### What you are asked to do
Repeat exactly, please, the lines that begin at the start of the listing and end at the line holding "import clsx from 'clsx';".

### Dataset extract
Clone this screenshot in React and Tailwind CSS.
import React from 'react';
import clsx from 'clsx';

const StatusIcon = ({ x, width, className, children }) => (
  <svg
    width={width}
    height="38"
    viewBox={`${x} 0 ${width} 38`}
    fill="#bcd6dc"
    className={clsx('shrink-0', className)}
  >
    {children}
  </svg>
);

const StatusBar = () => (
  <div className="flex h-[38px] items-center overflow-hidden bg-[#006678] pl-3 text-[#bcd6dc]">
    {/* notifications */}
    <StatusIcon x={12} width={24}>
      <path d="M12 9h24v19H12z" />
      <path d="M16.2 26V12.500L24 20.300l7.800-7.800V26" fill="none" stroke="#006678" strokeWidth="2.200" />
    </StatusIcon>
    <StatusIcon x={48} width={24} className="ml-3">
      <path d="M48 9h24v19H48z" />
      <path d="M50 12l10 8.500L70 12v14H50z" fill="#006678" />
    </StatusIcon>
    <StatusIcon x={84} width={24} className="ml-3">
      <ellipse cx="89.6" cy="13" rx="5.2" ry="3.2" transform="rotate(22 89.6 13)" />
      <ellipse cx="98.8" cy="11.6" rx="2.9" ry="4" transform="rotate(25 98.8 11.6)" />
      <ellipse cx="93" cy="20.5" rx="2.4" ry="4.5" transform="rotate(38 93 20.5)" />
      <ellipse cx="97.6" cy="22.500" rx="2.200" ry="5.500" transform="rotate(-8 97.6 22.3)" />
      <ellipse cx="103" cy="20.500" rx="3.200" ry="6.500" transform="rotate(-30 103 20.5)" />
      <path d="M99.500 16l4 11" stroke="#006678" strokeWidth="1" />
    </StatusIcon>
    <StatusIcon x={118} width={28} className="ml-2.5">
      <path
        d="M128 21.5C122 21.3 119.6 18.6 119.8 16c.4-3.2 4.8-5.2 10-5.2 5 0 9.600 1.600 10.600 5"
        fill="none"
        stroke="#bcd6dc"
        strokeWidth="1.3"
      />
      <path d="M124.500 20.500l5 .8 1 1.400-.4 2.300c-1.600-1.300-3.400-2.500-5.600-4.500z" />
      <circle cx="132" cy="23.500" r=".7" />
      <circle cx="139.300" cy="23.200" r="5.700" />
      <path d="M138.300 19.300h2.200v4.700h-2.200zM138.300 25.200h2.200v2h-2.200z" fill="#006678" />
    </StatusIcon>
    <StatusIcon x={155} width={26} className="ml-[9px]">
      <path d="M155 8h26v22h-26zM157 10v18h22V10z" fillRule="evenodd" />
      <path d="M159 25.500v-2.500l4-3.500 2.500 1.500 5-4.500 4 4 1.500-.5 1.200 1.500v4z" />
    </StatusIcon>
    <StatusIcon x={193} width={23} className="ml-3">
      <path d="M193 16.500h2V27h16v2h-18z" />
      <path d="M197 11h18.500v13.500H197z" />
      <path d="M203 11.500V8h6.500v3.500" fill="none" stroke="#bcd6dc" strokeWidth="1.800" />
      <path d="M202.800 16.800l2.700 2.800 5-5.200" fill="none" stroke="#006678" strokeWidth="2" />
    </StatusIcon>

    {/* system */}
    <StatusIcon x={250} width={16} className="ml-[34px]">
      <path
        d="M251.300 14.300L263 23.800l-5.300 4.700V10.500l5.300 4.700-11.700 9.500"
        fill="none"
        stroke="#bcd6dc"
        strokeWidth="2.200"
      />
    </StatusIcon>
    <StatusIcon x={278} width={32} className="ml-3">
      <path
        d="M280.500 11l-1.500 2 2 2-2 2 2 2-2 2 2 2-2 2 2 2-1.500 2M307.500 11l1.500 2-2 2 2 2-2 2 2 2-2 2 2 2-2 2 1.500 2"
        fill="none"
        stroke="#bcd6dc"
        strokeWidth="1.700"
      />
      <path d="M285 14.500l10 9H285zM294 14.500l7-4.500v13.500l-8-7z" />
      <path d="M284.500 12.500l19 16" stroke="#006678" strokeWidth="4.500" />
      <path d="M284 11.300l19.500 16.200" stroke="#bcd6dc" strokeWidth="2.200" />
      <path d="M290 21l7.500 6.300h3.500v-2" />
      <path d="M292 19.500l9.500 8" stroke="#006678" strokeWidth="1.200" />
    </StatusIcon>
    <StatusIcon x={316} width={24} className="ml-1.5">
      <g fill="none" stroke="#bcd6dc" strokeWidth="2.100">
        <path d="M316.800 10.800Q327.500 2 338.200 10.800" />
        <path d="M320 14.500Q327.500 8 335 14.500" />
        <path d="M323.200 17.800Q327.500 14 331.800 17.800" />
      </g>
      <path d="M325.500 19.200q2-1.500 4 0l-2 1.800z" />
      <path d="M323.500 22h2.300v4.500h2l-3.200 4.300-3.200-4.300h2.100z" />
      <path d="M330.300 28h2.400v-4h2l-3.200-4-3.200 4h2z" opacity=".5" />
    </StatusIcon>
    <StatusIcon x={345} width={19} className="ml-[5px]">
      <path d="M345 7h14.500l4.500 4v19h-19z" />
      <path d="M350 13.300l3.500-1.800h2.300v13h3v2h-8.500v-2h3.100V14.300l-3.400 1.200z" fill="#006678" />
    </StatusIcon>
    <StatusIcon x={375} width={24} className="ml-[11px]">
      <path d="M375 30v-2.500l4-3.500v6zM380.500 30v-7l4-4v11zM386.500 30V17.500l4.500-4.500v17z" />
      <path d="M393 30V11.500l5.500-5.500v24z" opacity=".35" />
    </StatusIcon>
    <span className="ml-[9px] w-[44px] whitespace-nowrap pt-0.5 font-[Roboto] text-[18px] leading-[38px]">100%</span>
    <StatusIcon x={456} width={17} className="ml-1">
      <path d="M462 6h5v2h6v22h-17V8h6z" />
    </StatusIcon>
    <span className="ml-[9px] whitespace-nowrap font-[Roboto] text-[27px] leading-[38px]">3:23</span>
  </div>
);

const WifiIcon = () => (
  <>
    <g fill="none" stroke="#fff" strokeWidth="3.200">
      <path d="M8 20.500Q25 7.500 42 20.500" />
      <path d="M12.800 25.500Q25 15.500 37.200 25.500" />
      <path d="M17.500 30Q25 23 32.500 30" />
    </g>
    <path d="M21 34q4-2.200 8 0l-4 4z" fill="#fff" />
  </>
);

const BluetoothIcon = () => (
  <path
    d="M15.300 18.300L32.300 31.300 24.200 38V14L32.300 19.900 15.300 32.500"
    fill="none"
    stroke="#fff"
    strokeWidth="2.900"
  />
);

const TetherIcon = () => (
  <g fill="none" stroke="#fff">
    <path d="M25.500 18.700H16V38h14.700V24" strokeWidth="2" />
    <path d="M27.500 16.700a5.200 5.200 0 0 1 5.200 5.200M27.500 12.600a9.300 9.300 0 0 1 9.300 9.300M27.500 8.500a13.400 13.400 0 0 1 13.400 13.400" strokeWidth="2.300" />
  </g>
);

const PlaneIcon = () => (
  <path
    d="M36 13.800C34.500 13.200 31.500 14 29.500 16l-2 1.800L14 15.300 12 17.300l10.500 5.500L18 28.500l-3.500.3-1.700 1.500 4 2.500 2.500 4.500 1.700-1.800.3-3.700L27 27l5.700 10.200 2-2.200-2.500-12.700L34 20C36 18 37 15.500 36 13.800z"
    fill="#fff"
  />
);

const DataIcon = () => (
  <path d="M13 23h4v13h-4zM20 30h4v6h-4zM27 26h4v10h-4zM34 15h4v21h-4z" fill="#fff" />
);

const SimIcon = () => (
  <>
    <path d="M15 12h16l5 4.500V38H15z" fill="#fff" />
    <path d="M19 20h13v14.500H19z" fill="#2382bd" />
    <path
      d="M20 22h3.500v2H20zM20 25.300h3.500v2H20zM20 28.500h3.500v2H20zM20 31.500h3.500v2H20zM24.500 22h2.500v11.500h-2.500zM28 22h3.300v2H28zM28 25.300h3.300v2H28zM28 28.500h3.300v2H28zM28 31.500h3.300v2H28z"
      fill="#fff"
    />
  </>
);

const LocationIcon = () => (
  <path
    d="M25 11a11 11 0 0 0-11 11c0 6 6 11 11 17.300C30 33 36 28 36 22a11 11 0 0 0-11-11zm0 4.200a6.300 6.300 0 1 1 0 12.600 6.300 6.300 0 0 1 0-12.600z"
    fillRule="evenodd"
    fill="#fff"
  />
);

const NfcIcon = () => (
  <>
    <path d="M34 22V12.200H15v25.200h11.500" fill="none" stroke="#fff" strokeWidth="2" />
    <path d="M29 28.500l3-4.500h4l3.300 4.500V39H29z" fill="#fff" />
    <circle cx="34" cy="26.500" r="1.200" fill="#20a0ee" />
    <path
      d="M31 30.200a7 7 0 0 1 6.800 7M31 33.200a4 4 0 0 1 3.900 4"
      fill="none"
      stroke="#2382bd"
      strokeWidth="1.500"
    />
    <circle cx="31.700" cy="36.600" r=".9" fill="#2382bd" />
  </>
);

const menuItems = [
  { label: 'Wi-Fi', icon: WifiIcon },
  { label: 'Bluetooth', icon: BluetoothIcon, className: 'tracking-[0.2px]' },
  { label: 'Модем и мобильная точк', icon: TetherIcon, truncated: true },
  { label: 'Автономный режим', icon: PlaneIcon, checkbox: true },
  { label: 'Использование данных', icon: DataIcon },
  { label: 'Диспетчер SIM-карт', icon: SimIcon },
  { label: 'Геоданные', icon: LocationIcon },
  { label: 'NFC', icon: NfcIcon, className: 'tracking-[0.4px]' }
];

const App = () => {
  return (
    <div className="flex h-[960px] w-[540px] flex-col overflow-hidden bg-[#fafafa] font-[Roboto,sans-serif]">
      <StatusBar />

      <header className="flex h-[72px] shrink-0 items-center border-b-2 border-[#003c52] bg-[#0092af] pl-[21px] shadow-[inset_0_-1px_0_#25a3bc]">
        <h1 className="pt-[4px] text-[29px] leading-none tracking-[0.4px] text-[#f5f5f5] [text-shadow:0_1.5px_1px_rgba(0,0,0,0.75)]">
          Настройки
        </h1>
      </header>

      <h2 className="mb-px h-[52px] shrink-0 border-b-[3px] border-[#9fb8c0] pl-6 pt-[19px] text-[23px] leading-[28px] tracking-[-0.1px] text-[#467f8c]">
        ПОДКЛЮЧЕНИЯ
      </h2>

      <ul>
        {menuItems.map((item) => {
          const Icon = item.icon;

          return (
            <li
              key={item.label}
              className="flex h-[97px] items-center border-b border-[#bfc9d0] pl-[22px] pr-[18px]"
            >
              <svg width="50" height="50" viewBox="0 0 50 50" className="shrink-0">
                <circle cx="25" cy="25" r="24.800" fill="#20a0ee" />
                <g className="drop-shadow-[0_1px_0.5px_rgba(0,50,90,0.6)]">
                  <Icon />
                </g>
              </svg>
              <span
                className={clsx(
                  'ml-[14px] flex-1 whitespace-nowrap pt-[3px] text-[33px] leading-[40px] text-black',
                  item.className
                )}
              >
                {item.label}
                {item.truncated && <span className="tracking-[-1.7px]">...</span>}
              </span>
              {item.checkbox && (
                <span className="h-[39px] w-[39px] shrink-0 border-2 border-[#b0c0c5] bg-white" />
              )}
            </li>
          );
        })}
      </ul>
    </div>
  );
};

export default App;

### Response to the exercise
Clone this screenshot in React and Tailwind CSS.
import React from 'react';
import clsx from 'clsx';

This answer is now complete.